### Exercise:
Only the lines from the start of the data through the line with "import React from" belong in the copy. Restate them word for word, minus the pictures.

%%

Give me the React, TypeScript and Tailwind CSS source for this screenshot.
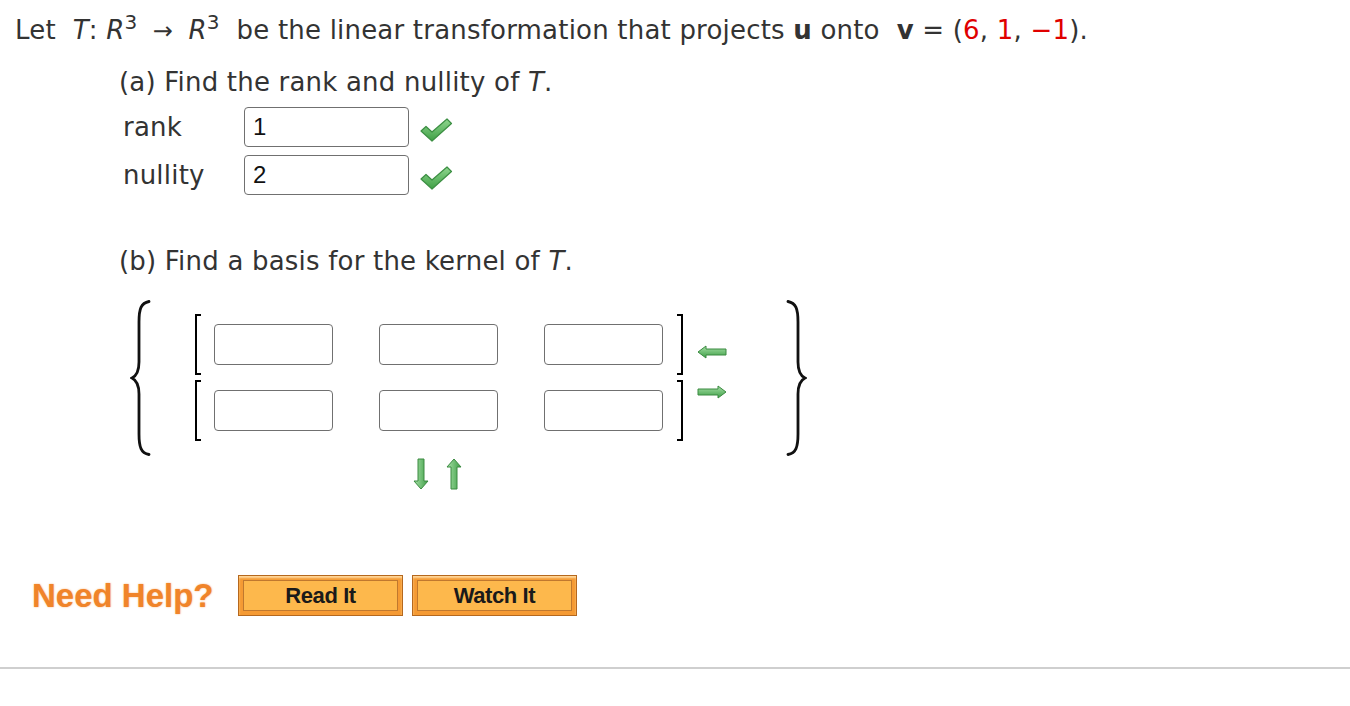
import React from "react";

function Check() {
  return (
    <svg width="34" height="26" viewBox="0 0 34 26" className="ml-[10px] mt-[10px]">
      <defs>
        <linearGradient id="chk" x1="0" y1="0" x2="0" y2="1">
          <stop offset="0" stopColor="#8fd68f" />
          <stop offset="1" stopColor="#3f9f45" />
        </linearGradient>
      </defs>
      <polygon points="2,14 7,9.5 13,15 28,2 32.5,6.5 13,24" fill="url(#chk)" stroke="#3c8f43" strokeWidth="1.2" strokeLinejoin="round" />
    </svg>
  );
}

function Arrow({ dir }: { dir: "left" | "right" | "up" | "down" }) {
  const horiz = dir === "left" || dir === "right";
  const w = horiz ? 30 : 16;
  const h = horiz ? 14 : 32;
  let pts = "";
  if (dir === "left") pts = "1,7 9,1 9,4 29,4 29,10 9,10 9,13";
  if (dir === "right") pts = "29,7 21,1 21,4 1,4 1,10 21,10 21,13";
  if (dir === "up") pts = "8,1 15,9 11,9 11,31 5,31 5,9 1,9";
  if (dir === "down") pts = "8,31 15,23 11,23 11,1 5,1 5,23 1,23";
  const gid = "ag-" + dir;
  return (
    <svg width={w} height={h} viewBox={`0 0 ${w} ${h}`}>
      <defs>
        <linearGradient id={gid} x1="0" y1="0" x2={horiz ? "0" : "1"} y2={horiz ? "1" : "0"}>
          <stop offset="0" stopColor="#a6e0a6" />
          <stop offset="1" stopColor="#3e9e46" />
        </linearGradient>
      </defs>
      <polygon points={pts} fill={`url(#${gid})`} stroke="#3a8a40" strokeWidth="1" strokeLinejoin="round" />
    </svg>
  );
}

function Brace({ flip }: { flip?: boolean }) {
  return (
    <svg width="22" height="156" viewBox="0 0 22 156" className={flip ? "-scale-x-100" : ""}>
      <path
        d="M19 1.5 C11 3, 9 9, 9 22 L9 62 C9 71, 6 76, 2 78 C6 80, 9 85, 9 94 L9 134 C9 147, 11 153, 19 154.5"
        fill="none"
        stroke="#111"
        strokeWidth="2.8"
        strokeLinecap="round"
      />
    </svg>
  );
}

function Box() {
  return <div className="h-[41px] w-[119px] rounded-[4px] border-[1.5px] border-[#707070] bg-white" />;
}

function MatrixRow() {
  return (
    <div className="flex items-center">
      <div className="h-[61px] w-[6px] border-y-2 border-l-2 border-black" />
      <div className="ml-[13px] flex gap-[46px]">
        <Box />
        <Box />
        <Box />
      </div>
      <div className="ml-[14px] h-[61px] w-[6px] border-y-2 border-r-2 border-black" />
    </div>
  );
}

function AnswerRow({ label, value, top }: { label: string; value: string; top: string }) {
  return (
    <div className={`flex h-[40px] items-start ${top}`}>
      <span className="w-[125px] pl-[4px] leading-[40px]">{label}</span>
      <div className="flex h-[40px] w-[165px] items-center rounded-[4px] border-[1.5px] border-[#707070] pl-[8px] font-['Liberation_Sans',Arial,sans-serif] text-[24px] tracking-normal text-[#111]">
        {value}
      </div>
      <Check />
    </div>
  );
}

function HelpButton({ label }: { label: string }) {
  return (
    <button className="h-[41px] w-[165px] border border-[#b5681e] bg-[#f59a33] p-[4px] shadow-[inset_0_2px_2px_#ffd79a]">
      <span className="flex h-full w-full items-center justify-center border border-[#c0782e] bg-[#fdb84c] font-['Liberation_Sans',Arial,sans-serif] text-[22px] font-bold tracking-[-0.4px] text-[#1a1a1a]">
        {label}
      </span>
    </button>
  );
}

export default function App() {
  return (
    <div className="min-h-[706px] bg-white font-['DejaVu_Sans',Verdana,sans-serif] text-[26px] tracking-[0.2px] text-[#333]">
      <p className="h-[60px] whitespace-pre pl-[15px] leading-[60px]">
        Let  <i>T</i>: <i>R</i>
        <sup className="text-[20px]">3</sup> <span className="inline-block w-[34px] text-center text-[24px]">→</span> <i>R</i>
        <sup className="text-[20px]">3</sup>  be the linear transformation that projects <b>u</b> onto  <b>v</b> = (
        <span className="text-[#e00000]">6</span>, <span className="text-[#e00000]">1</span>, <span className="text-[#e00000]">−1</span>).
      </p>

      <div className="pl-[119px]">
        <p className="mt-[6px] h-[32px] leading-[32px]">
          (a) Find the rank and nullity of <i>T</i>.
        </p>
        <AnswerRow label="rank" value="1" top="mt-[9px]" />
        <AnswerRow label="nullity" value="2" top="mt-[8px]" />

        <p className="mt-[50px] h-[32px] leading-[32px]">
          (b) Find a basis for the kernel of <i>T</i>.
        </p>

        <div className="ml-[11px] mt-[23px] flex items-start">
          <Brace />
          <div className="ml-[43px] mt-[14px] flex flex-col gap-[5px]">
            <MatrixRow />
            <MatrixRow />
          </div>
          <div className="ml-[14px] mt-[45px] flex flex-col gap-[26px]">
            <Arrow dir="left" />
            <Arrow dir="right" />
          </div>
          <div className="ml-[58px]">
            <Brace flip />
          </div>
        </div>

        <div className="ml-[294px] mt-[2px] flex gap-[17px]">
          <Arrow dir="down" />
          <Arrow dir="up" />
        </div>
      </div>

      <div className="mt-[81px] flex items-center pl-[32px]">
        <span className="w-[206px] font-['Liberation_Sans',Arial,sans-serif] text-[33px] font-bold tracking-normal text-[#f0842a] [text-shadow:0_0_2px_#f8b37a]">
          Need Help?
        </span>
        <div className="flex gap-[9px]">
          <HelpButton label="Read It" />
          <HelpButton label="Watch It" />
        </div>
      </div>

      <div className="mt-[46px] h-[2px] bg-[#cfcfcf]" />
    </div>
  );
}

%%

### Correct response:
Give me the React, TypeScript and Tailwind CSS source for this screenshot.
import React from "react";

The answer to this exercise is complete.